Empirical evidence for the primary claims of this work are motivated through the training of sparse ResNet CNNs on CIFAR-10, CIFAR-100, and Imagenet-1k. Given the prevalence of the transformer architecture, extending these results to a small ViT (DeiT-Tiny for instance) and also exploring alternative CNN architecture such as MobileNet or EfficientNet would improve my confidence that these results would generalize to other modalities and models.
The primary evidence offered for the benefit of cyclical LR schedules is based on a single ResNet-20 / CIFAR-10 study (Fig 2). In my opinion, this dataset alone is not sufficient to draw strong conclusions. Confirming the benefit of cyclical LR schedules on datasets more indicative of “real-world” data such as ImageNet would improve my confidence in the claims made w.r.t. cyclical LR vs. one-cycle. Given that the rest of the work depends on this result, this point is of critical importance for me to increase my score.

Performance of SCULPT

The authors state that SCULPT is a sparse training method; however, SCULPT requires training with very low initial sparsities (20%) to obtain good results on ImageNet. This stands in stark contrast to methods such as RigL and other dynamic sparse training (DST) algorithms that initialize the mask to the final sparsity level (90% for instance) and maintain that sparsity throughout the entire training duration. RigLx5 (~500 epochs) obtains 76.4% with a 90% sparse ResNet-50 on Imagenet vs. SCULPT 20% with 450 epochs obtaining ~75.5% accuracy.
The above weakness is further exacerbated by methods such as RigL outperforming SCUPLT while maintaining the final target sparsity throughout the entire training process, resulting in a very large decrease in total FLOPs required compared to SCULPT. Even dense-to-sparse methods such as AC/DC likely outperform SCULPT in an iso-flop comparison when accounting for total training flops.
Further to this, while the authors claim that this initial sparsity level for SCULPT yields potential for memory / computational benefits over LRR, at sparsities such as 20% it is unlikely that any computational benefits can be realized in practice. The most efficient possible condensed representation for a 20% SNNs is to use bitmasks to compress the weights, adding a 1-bit/parameter overhead. Assuming 16 bit floating point weights during training, this means the total memory overhead of a 20% sparse network, in terms of parameter storage, is 86.25% of the dense network ((16 * 0.8 + 1) / 16). Further, at this level of compression, sparse matmul kernels are not efficient so it would be required to scatter the sparse compressed weights back into a sparse, dense tensor, adding some latency overhead as well.
To better determine the affect of the the initial sparsity, I’d like to see a comparison of SCULPT 20% with GMP* and its accelerated cubic learning rate scheduler.

Minor concerns / typos

L404 ‘upto’ -> up to
LRR description in A.5 should explicitly discuss learning rate rewinding.
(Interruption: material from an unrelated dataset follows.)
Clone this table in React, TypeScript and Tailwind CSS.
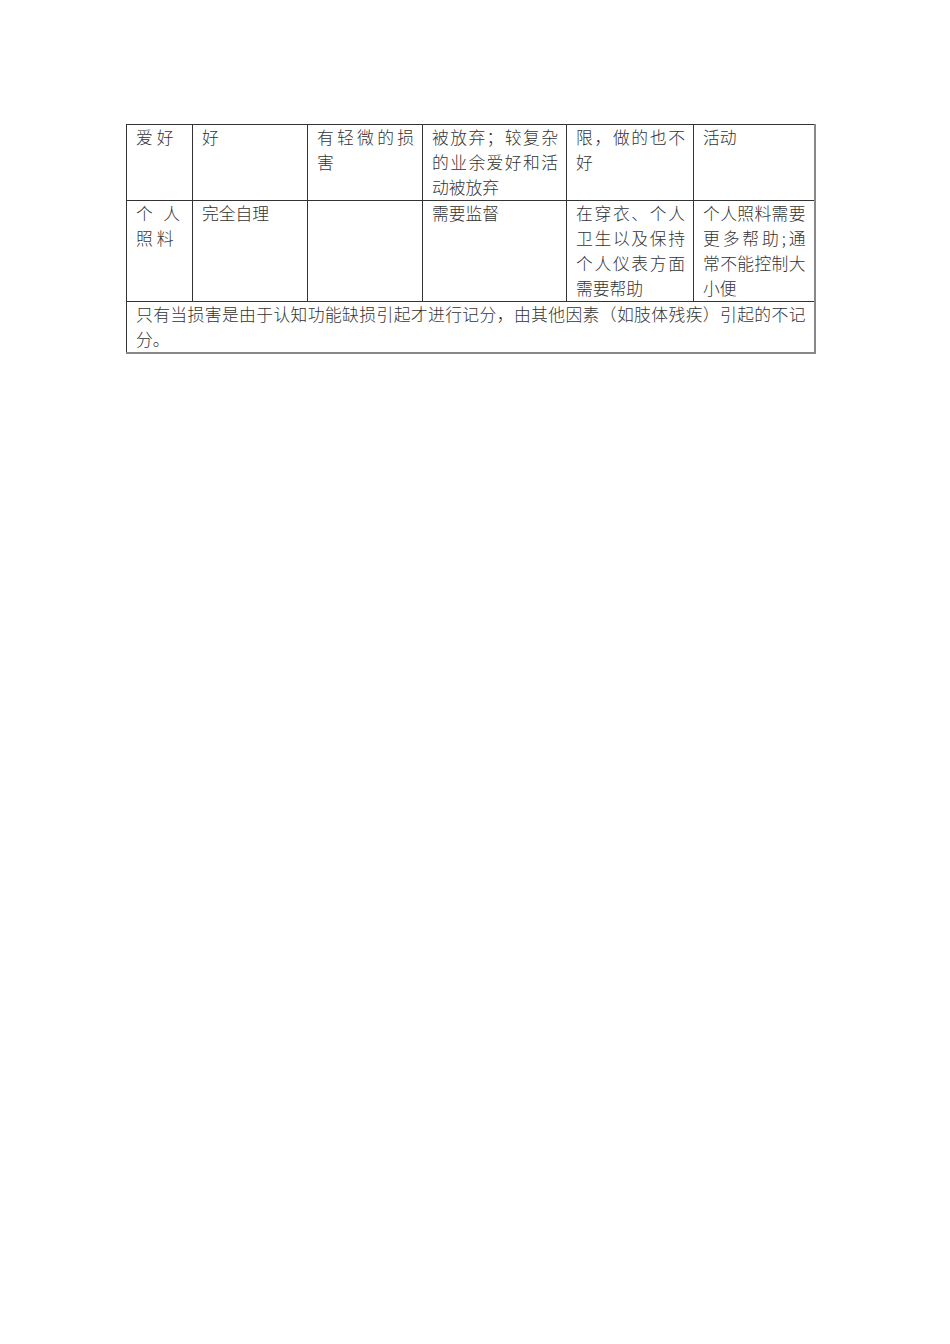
import React from 'react';

const cell = 'align-top border border-[#333] pl-[9px] pr-[8px] pt-0 pb-0 text-justify';

export default function App() {
  return (
    <div
      className="w-[950px] min-h-[1344px] bg-white pt-[124px] pl-[126px] text-[#333] font-light text-[16.8px] leading-[25px]"
      style={{ fontFamily: '"Noto Sans CJK SC", "Noto Sans", sans-serif' }}
    >
      <table className="border-collapse table-fixed w-[688px] border-b-2 border-r-2 border-b-[#888] border-r-[#888]">
        <colgroup>
          <col className="w-[66px]" />
          <col className="w-[115px]" />
          <col className="w-[115px]" />
          <col className="w-[144px]" />
          <col className="w-[127px]" />
          <col className="w-[121px]" />
        </colgroup>
        <tbody>
          <tr className="h-[75px] border-b border-b-[#888]">
            <td className={`${cell} tracking-[4px]`}>爱好</td>
            <td className={cell}>好</td>
            <td className={cell}>有轻微的损害</td>
            <td className={cell}>被放弃；较复杂的业余爱好和活动被放弃</td>
            <td className={cell}>限，做的也不好</td>
            <td className={cell}>活动</td>
          </tr>
          <tr className="h-[100px]">
            <td className={`${cell} tracking-[4px]`}>个人照料</td>
            <td className={cell}>完全自理</td>
            <td className={cell}></td>
            <td className={cell}>需要监督</td>
            <td className={cell}>在穿衣、个人卫生以及保持个人仪表方面需要帮助</td>
            <td className={cell}>个人照料需要更多帮助;通常不能控制大小便</td>
          </tr>
          <tr className="h-[50px]">
            <td colSpan={6} className={`${cell} border-t-[#888]`}>
              只有当损害是由于认知功能缺损引起才进行记分，由其他因素（如肢体残疾）引起的不记分。
            </td>
          </tr>
        </tbody>
      </table>
    </div>
  );
}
[1] L. Yin et al., “Superposing Many Tickets into One: A Performance Booster for Sparse Neural Network Training,” Jun. 21, 2022, arXiv: arXiv:2205.15322. Accessed: Jun. 28, 2022. [Online]. Available: http://arxiv.org/abs/2205.15322

[2] T. Jin, M. Carbin, D. M. Roy, J. Frankle, and G. K. Dziugaite, “Pruning’s Effect on Generalization Through the Lens of Training and Regularization,” presented at the Advances in Neural Information Processing Systems, May 2022. Accessed: Feb. 09, 2024. [Online]. Available: https://openreview.net/forum?id=OrcLKV9sKWp

[3] K. Sreenivasan et al., “Rare Gems: Finding Lottery Tickets at Initialization,” Jun. 02, 2022, arXiv: arXiv:2202.12002. Accessed: Jul. 02, 2022. [Online]. Available: http://arxiv.org/abs/2202.12002

[4] U. Evci, T. Gale, J. Menick, P. S. Castro, and E. Elsen, “Rigging the Lottery: Making All Tickets Winners,” arXiv, arXiv:1911.11134, Jul. 2021. doi: 10.48550/arXiv.1911.11134.

[5] G. Yuan et al., “MEST: Accurate and Fast Memory-Economic Sparse Training Framework on the Edge,” in Advances in Neural Information Processing Systems, Curran Associates, Inc., 2021, pp. 20838–20850. Accessed: Oct. 14, 2022. [Online]. Available: https://proceedings.neurips.cc/paper/2021/hash/ae3f4c649fb55c2ee3ef4d1abdb79ce5-Abstract.html [6] E. Kurtic and D. Alistarh, “GMP*: Well-Tuned Gradual Magnitude Pruning Can Outperform Most BERT-Pruning Methods,” Dec. 08, 2022, arXiv: arXiv:2210.06384. doi: 10.48550/arXiv.2210.06384.

[7] S. Han, J. Pool, J. Tran, and W. J. Dally, “Learning both Weights and Connections for Efficient Neural Networks,” Oct. 30, 2015, arXiv: arXiv:1506.02626. doi: 10.48550/arXiv.1506.02626.

问题

How does SCULPT perform on ViTs and at least one other CNN architecture (MobileNet EfficientNet)?
Are the benefits of cyclical learning rate as clear when analyzed on ImageNet?
How does SCULPT compare with RigL, AC/DC, GMP*, and LRR when plotted with an x-axis of total theoretical training FLOPs taking into account sparsity and training durations?

撤稿通知

2024-11-15

We would like to thank all the reviewers for providing valuable feedback on our work. We understand that our paper requires major revisions as pointed out by the reviewers with respect to extensive empirical validation and improving the performance of SCULPT-ing as an algorithm. We are grateful to the reviewers for their time and effort.